Scalar integers are created via a call to an integer creator,
(i.e. int(3)), or via read_int.
Scalar doubles are created via a real constant (i.e. 3, 3.0 or 3e10), or via
read_double. Note that 3 denotes the same double
value as 3.0.
Arrays of doubles are created via the array constant (i.e. [3.0, 4.0;
5.0, 6.0] would create a 2x2 array), or via read_array.
The rel_op operators must get two scalar arguments, and the
result is always the integer 1 for true or the integer 0 false, these values are used
to determine control flow. The bin_op operators can have
arguments of any of three data types.
The typing rules are dynamic (i.e. checked at run-time) and are
summarized as follows:
int bin_op int -> int
int bin_op double -> int
double bin_op int -> int
double bin_op double -> double
array bin_op array -> array
sum(array) -> double
transpose(array) -> array
int rel_op int -> int
double rel_op double -> int
Any other combination of argument types gives a runtime error.

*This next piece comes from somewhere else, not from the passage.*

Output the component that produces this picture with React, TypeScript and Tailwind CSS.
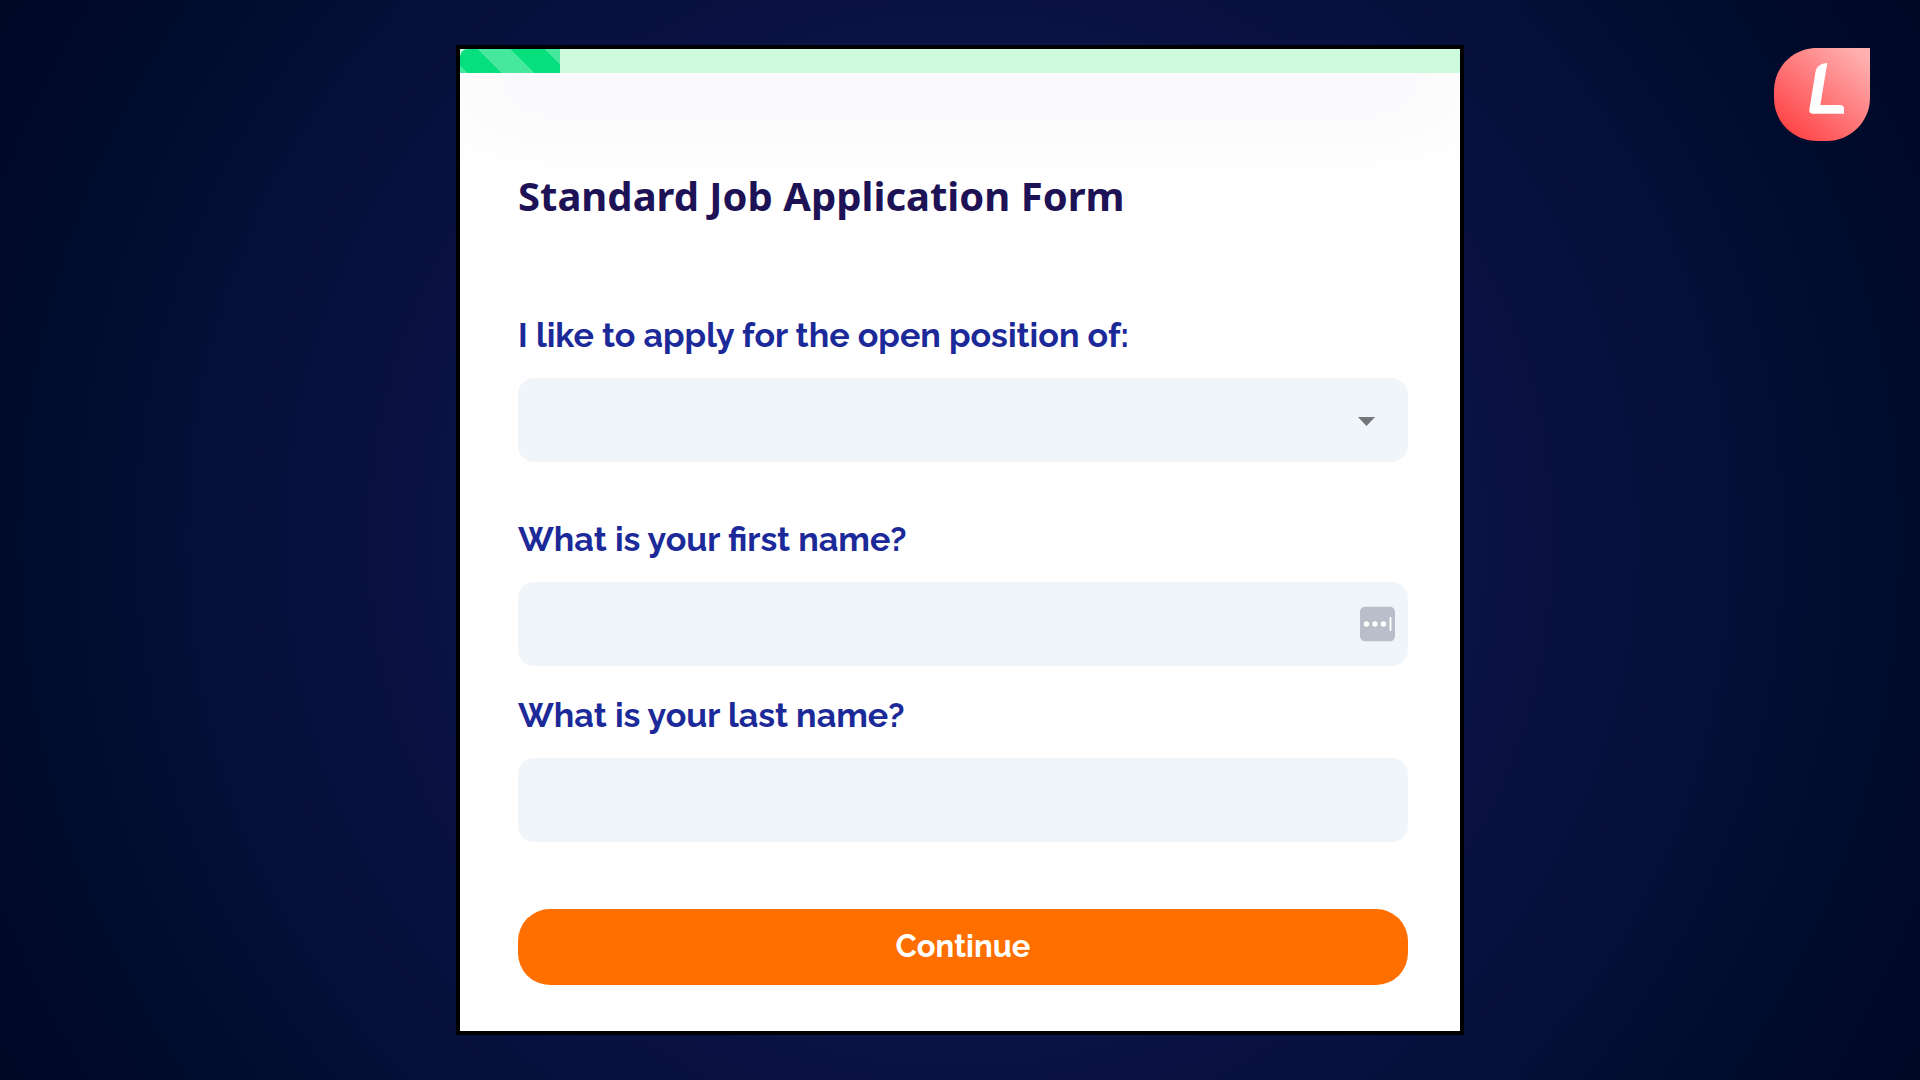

Consider the following example program.
1: n = read_int();
2: m = read_int();
3: x = read_array(m,n);
4: y = read_array(n,m)
5: if (n > m)
6: { s = 0;
7: do {
8: t1 = x * y;
9: t2 = sum(t1);
10: t3 = s + t2;
11: n = n - 1;
12: } while (n > 0);
13: write(s);
14: }
15: else
16: { p = 1;
17: i = 0;
18: x_tr = transpose(x);
19: while (i < n)
20: { t1 = sum(x);
21: x = x + t1;
22: t2 = sum(x_tr);
22: if (t2 < 0)
24: break; % breaks out of closest enclosing loop
25: p = t1 * t2;
26: i = i + 1;
27: }
28: write(p);
29: }
30: write(n);
- (a)
- Draw a typical control flow graph (CFG) that could be used to
represent the entire program fragment, putting the statements in basic
blocks where possible. Function calls do not break basic blocks.
- (b)
- Indicate the extended basic blocks for the CFG you created in
part (a). Draw the Dominator Tree for the CFG from part (a).

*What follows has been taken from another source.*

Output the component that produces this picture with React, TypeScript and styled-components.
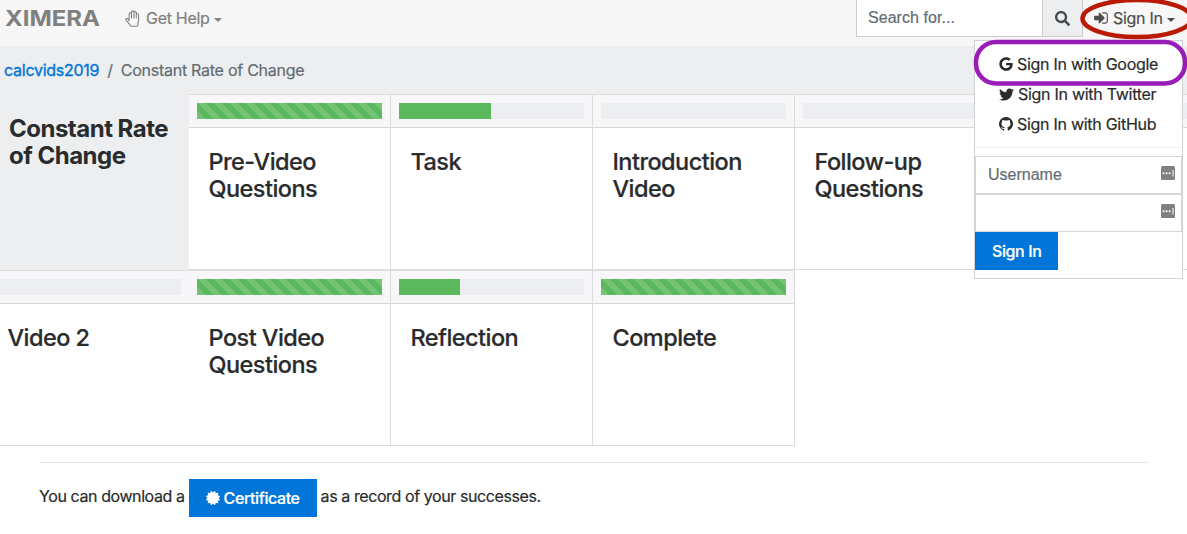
import React from 'react';
import styled, { createGlobalStyle, css } from 'styled-components';
import { FaCertificate, FaGoogle, FaSearch, FaTwitter } from 'react-icons/fa';

const GlobalStyle = createGlobalStyle`
  *, *::before, *::after { box-sizing: border-box; }
  body {
    margin: 0;
    background: #fff;
    color: #292b2c;
    font: 400 16px/24px Inter, 'Liberation Sans', sans-serif;
    letter-spacing: -0.3px;
    -webkit-text-stroke: 0.2px currentColor;
    overflow: hidden;
  }
`;

const Page = styled.div`
  position: relative;
  width: 1187px;
  height: 534px;
  overflow: hidden;
`;

const Navbar = styled.nav`
  display: flex;
  align-items: flex-start;
  height: 46px;
  padding-left: 5px;
  background: #f7f7f7;
`;

const Logo = styled.svg`
  display: block;
  width: 96px;
  height: 36px;
  fill: #808080;
`;

const NavLink = styled.a<{ $strong?: boolean }>`
  display: flex;
  align-items: center;
  height: 36px;
  color: ${(p) => (p.$strong ? '#4d4d4d' : '#808080')};
  white-space: nowrap;
`;

const HelpLink = styled(NavLink)`
  margin-left: 24px;
  gap: 4px;
`;

const SignInLink = styled(NavLink)`
  margin-left: 10px;
  gap: 4px;
`;

const Caret = styled.span`
  border: 4px solid transparent;
  border-top: 4.5px solid currentColor;
  border-bottom: 0;
  margin-top: 3px;
`;

const SearchGroup = styled.div`
  display: flex;
  width: 227px;
  height: 37px;
  margin-left: auto;
  border: 1px solid #cccccc;
  border-top: 0;
`;

const SearchField = styled.div`
  flex: 1;
  padding: 6px 11px;
  background: #fff;
  color: #636c72;
  font-family: 'Liberation Sans', sans-serif;
  letter-spacing: 0.05px;
`;

const SearchButton = styled.div`
  display: flex;
  align-items: center;
  justify-content: center;
  width: 40px;
  border-left: 1px solid #cccccc;
  background: #eceeef;
  color: #464a4c;
`;

const NavEnd = styled.div`
  width: 104px;
`;

const Breadcrumb = styled.div`
  display: flex;
  gap: 8px;
  height: 48px;
  padding: 12px 4px;
  background: #eceeef;
  color: #636c72;
  letter-spacing: -0.26px;
`;

const Crumb = styled.a`
  color: #0275d8;
  -webkit-text-stroke-width: 0.35px;
`;

const CardRow = styled.div`
  display: flex;
  width: 1400px;
  height: 176px;
`;

const ChapterCell = styled.div`
  width: 189px;
  padding: 21px 9px;
  background: #eceeef;
`;

const Chapter = styled.h1`
  margin: 0;
  font-size: 24px;
  line-height: 27px;
  font-weight: 700;
  letter-spacing: -0.5px;
  -webkit-text-stroke-width: 0;
`;

const CardBox = styled.div<{ $cut?: boolean }>`
  width: ${(p) => (p.$cut ? 189 : 202)}px;
  border: solid #dcdcdd;
  border-width: ${(p) => (p.$cut ? '1px 0' : '1px 1px 1px 0')};
  background: #fff;
`;

const CardHeader = styled.div<{ $cut?: boolean }>`
  height: 33px;
  padding: 8px;
  ${(p) => p.$cut && css`padding-left: 0;`}
  border-bottom: 1px solid #d8d8d9;
  background: #f7f7f9;
`;

const Track = styled.div`
  height: 16px;
  background: #eceeef;
`;

const Fill = styled.div<{ $striped: boolean }>`
  height: 16px;
  background-color: #5cb85c;
  ${(p) =>
    p.$striped &&
    css`
      background-image: linear-gradient(
        45deg,
        rgba(255, 255, 255, 0.15) 25%,
        transparent 25%,
        transparent 50%,
        rgba(255, 255, 255, 0.15) 50%,
        rgba(255, 255, 255, 0.15) 75%,
        transparent 75%
      );
      background-size: 16px 16px;
    `}
`;

const CardTitle = styled.h4<{ $cut?: boolean }>`
  margin: 0;
  padding: 20px ${(p) => (p.$cut ? 7.5 : 19.5)}px;
  font-size: 23.5px;
  line-height: 27px;
  font-weight: 500;
  letter-spacing: -0.55px;
`;

const Footer = styled.footer`
  display: flex;
  align-items: center;
  gap: 4px;
  margin: 16px 38px 0 39px;
  padding-top: 16px;
  border-top: 1px solid #e5e5e5;
  letter-spacing: -0.41px;
`;

const FooterText = styled.span`
  margin-bottom: 4px;
`;

const Button = styled.button`
  display: inline-flex;
  align-items: center;
  gap: 4px;
  height: 38px;
  padding: 0 17px 1px;
  border: 0;
  background: #0275d8;
  color: #fff;
  font: inherit;
  font-weight: 500;
  letter-spacing: -0.4px;
  -webkit-text-stroke: 0.2px #fff;
`;

const Menu = styled.div`
  position: absolute;
  left: 974px;
  top: 40px;
  width: 209px;
  height: 239px;
  padding-top: 8px;
  border: 1px solid #d0d1d2;
  background: #fff;
`;

const MenuItem = styled.a`
  display: flex;
  align-items: center;
  gap: 4px;
  height: 30px;
  padding-left: 24px;
  white-space: nowrap;
  letter-spacing: -0.28px;
`;

const Divider = styled.div`
  height: 1px;
  margin: 8px 0;
  background: #eceeef;
`;

const Field = styled.div`
  display: flex;
  justify-content: space-between;
  height: 38px;
  padding: 6px 6px 0 12px;
  border: 1px solid #d5d6d7;
  color: #636c72;
  font-family: 'Liberation Sans', sans-serif;
  letter-spacing: 0;
`;

const KeyIcon = styled.svg`
  width: 14px;
  height: 14px;
  margin-top: 3px;
`;

const Annotations = styled.svg`
  position: absolute;
  left: 970px;
  top: 0;
`;

const HandGlyph = () => (
  <svg width="17" height="17" viewBox="0.300 0 16 16" fill="none" stroke="currentColor" strokeWidth="1" strokeLinecap="round" strokeLinejoin="round">
    <path d="M4.200 10V3.600a1.100 1.100 0 0 1 2.200 0V7.500M6.400 7.500V2a1.150 1.150 0 0 1 2.300 0V7.500M8.700 7.500V2.600a1.100 1.100 0 0 1 2.200 0V7.500M10.900 7.500V4.600a1.100 1.100 0 0 1 2.200 0v5.100c0 1-.6 1.900-.7 2.800V14.300a1 1 0 0 1-1 1H6.200c-.7 0-.9-.4-1-.9C5 13.200 2.300 10.900 1.300 9.500c-.8-1.200.8-2.300 1.700-1.200L4.200 10" />
  </svg>
);

const SignInGlyph = () => (
  <svg width="16" height="16" viewBox="0 0 1792 1792" fill="currentColor">
    <path d="M1312 896q0 26-19 45l-544 544q-19 19-45 19t-45-19-19-45v-288h-448q-26 0-45-19t-19-45v-384q0-26 19-45t45-19h448v-288q0-26 19-45t45-19 45 19l544 544q19 19 19 45zm352-352v704q0 119-84.500 203.500t-203.500 84.500h-320q-13 0-22.500-9.500t-9.500-22.500q0-4-1-20t-.5-26.500 3-23.500 10-19.500 20.500-6.500h320q66 0 113-47t47-113v-704q0-66-47-113t-113-47h-312l-11.500-1-11.500-3-8-5.500-7-9-2-13.500q0-4-1-20t-.5-26.500 3-23.500 10-19.500 20.500-6.500h320q119 0 203.500 84.500t84.500 203.500z" />
  </svg>
);

const GithubGlyph = () => (
  <svg width="14" height="14" viewBox="128 128 1536 1536" fill="currentColor">
    <path d="M896 128q209 0 385.500 103t279.500 279.500 103 385.500q0 251-146.500 451.500t-378.500 277.500q-27 5-40-7t-13-30q0-3 .5-76.500t.5-134.500q0-97-52-142 57-6 102.500-18t94-39 81-66.500 53-105 20.500-150.500q0-119-79-206 37-91-8-204-28-9-81 11t-92 44l-38 24q-93-26-192-26t-192 26q-16-11-42.500-27t-83.500-38.500-85-13.500q-45 113-8 204-79 87-79 206 0 85 20.500 150t52.500 105 80.500 67 94 39 102.500 18q-39 36-49 103-21 10-45 15t-57 5-65.500-21.500-55.500-62.500q-19-32-48.500-52t-49.500-24l-20-3q-21 0-29 4.500t-5 11.500 9 14 13 12l7 5q22 10 43.500 38t31.500 51l10 23q13 38 44 61.500t67 30 69.500 7 55.500-3.500l23-4q0 38 .5 88.500t.5 54.500q0 18-13 30t-40 7q-232-77-378.500-277.500t-146.500-451.500q0-209 103-385.500t279.500-279.500 385.500-103z" />
  </svg>
);

const ManagerGlyph = () => (
  <KeyIcon viewBox="0 0 14 14">
    <rect width="14" height="14" rx="1.500" fill="#808080" />
    <circle cx="2.600" cy="7.200" r="1" fill="#fff" />
    <circle cx="5.600" cy="7.200" r="1" fill="#fff" />
    <circle cx="8.600" cy="7.200" r="1" fill="#fff" />
    <rect x="11.500" y="4" width="1" height="6.500" fill="#fff" />
  </KeyIcon>
);

type CardData = { title: string; progress: number; cut?: boolean };

const firstRow: CardData[] = [
  { title: 'Pre-Video Questions', progress: 100 },
  { title: 'Task', progress: 49.7 },
  { title: 'Introduction Video', progress: 0 },
  { title: 'Follow-up Questions', progress: 0 },
  { title: '', progress: 0 },
];

const secondRow: CardData[] = [
  { title: 'Video 2', progress: 0, cut: true },
  { title: 'Post Video Questions', progress: 100 },
  { title: 'Reflection', progress: 33 },
  { title: 'Complete', progress: 100 },
];

const Card = ({ title, progress, cut }: CardData) => (
  <CardBox $cut={cut}>
    <CardHeader $cut={cut}>
      <Track>
        <Fill $striped={progress === 100} style={{ width: `${progress}%` }} />
      </Track>
    </CardHeader>
    <CardTitle $cut={cut}>{title}</CardTitle>
  </CardBox>
);

export default function App() {
  return (
    <Page>
      <GlobalStyle />
      <Navbar>
        <Logo viewBox="0 0 96 36">
          <text x="0" y="25.700" fontSize="21.500" fontWeight="700" letterSpacing="0" textLength="95" lengthAdjust="spacingAndGlyphs">
            XIMERA
          </text>
        </Logo>
        <HelpLink>
          <HandGlyph />
          <span>Get Help</span>
          <Caret />
        </HelpLink>
        <SearchGroup>
          <SearchField>Search for...</SearchField>
          <SearchButton>
            <FaSearch size={15} />
          </SearchButton>
        </SearchGroup>
        <NavEnd>
          <SignInLink $strong>
            <SignInGlyph />
            <span>Sign In</span>
            <Caret />
          </SignInLink>
        </NavEnd>
      </Navbar>
      <Breadcrumb>
        <Crumb>calcvids2019</Crumb>
        <span>/</span>
        <span>Constant Rate of Change</span>
      </Breadcrumb>
      <CardRow>
        <ChapterCell>
          <Chapter>Constant Rate of Change</Chapter>
        </ChapterCell>
        {firstRow.map((c, i) => (
          <Card key={i} {...c} />
        ))}
      </CardRow>
      <CardRow>
        {secondRow.map((c) => (
          <Card key={c.title} {...c} />
        ))}
      </CardRow>
      <Footer>
        <FooterText>You can download a</FooterText>
        <Button>
          <FaCertificate size={14} />
          <span>Certificate</span>
        </Button>
        <FooterText>as a record of your successes.</FooterText>
      </Footer>
      <Menu>
        <MenuItem>
          <FaGoogle size={14} />
          <span>Sign In with Google</span>
        </MenuItem>
        <MenuItem>
          <FaTwitter size={15} />
          <span>Sign In with Twitter</span>
        </MenuItem>
        <MenuItem>
          <GithubGlyph />
          <span>Sign In with GitHub</span>
        </MenuItem>
        <Divider />
        <Field>
          <span>Username</span>
          <ManagerGlyph />
        </Field>
        <Field>
          <span />
          <ManagerGlyph />
        </Field>
        <Button>Sign In</Button>
      </Menu>
      <Annotations width="217" height="90" fill="none">
        <ellipse cx="167" cy="18.500" rx="54.500" ry="18.500" stroke="#b81a04" strokeWidth="4.500" />
        <rect x="6" y="42" width="209" height="41.500" rx="20" stroke="#9a1cb8" strokeWidth="4.500" />
      </Annotations>
    </Page>
  );
}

Identify the loops, explaining how how found them.
- (c)
- Assuming that we can represent a definition by a pair
(varname,lineno), (i.e. the definition at line 4 would be (y,4)),
what are the set of definitions that may
reach the input of lines 5, 7, 8, 12, 16, 18, 24, 28 and 30 in the example program?
As an example, the set of
definitions reaching the input of line 2 is { (n,1) } .
- (d)
- Based on reaching definitions, what optimizaton(s) could be
done on the example program?
- (e)
- What variables are live at the input of lines 30, 28, 26, 22, 18, 16, 13,
10, 7, 5 and 1 in the example program?
- (f)
- We can define a variable x to be super live
at program point p if x will be used (before being
redefined) and all paths from p to the end.
Give the definition of super live analysis for the example
language, using the steps for defining an analysis you learned in
class.
- (g)
- Give a small program fragment which contains the statement
x = y and on some path y is integer, whereas on another
path y is double. In this case x will sometimes be
integer, and sometimes double.
- (h)
- Give a small program fragment containing a loop which
contains the statement x = transpose(y), where y has
an array type on one path and integer type on another path. In this case
there is at least one path that leads to a run-time type error.
- (i)
- Define a static analysis which approximates for each
statement, the set of possible type each variable could have on input,
and on output of the statement. Show the results of your analysis on
the two examples from (g) and (h).
- (j)
- Describe two potential uses of the analysis you defined in
(i).
Design and formalize an analysis to identify which program variables may
be stored as integers.
Give the rules for your analysis, and the types it would compute for
the example program.
- A hardcopy of your answers to all parts of this question.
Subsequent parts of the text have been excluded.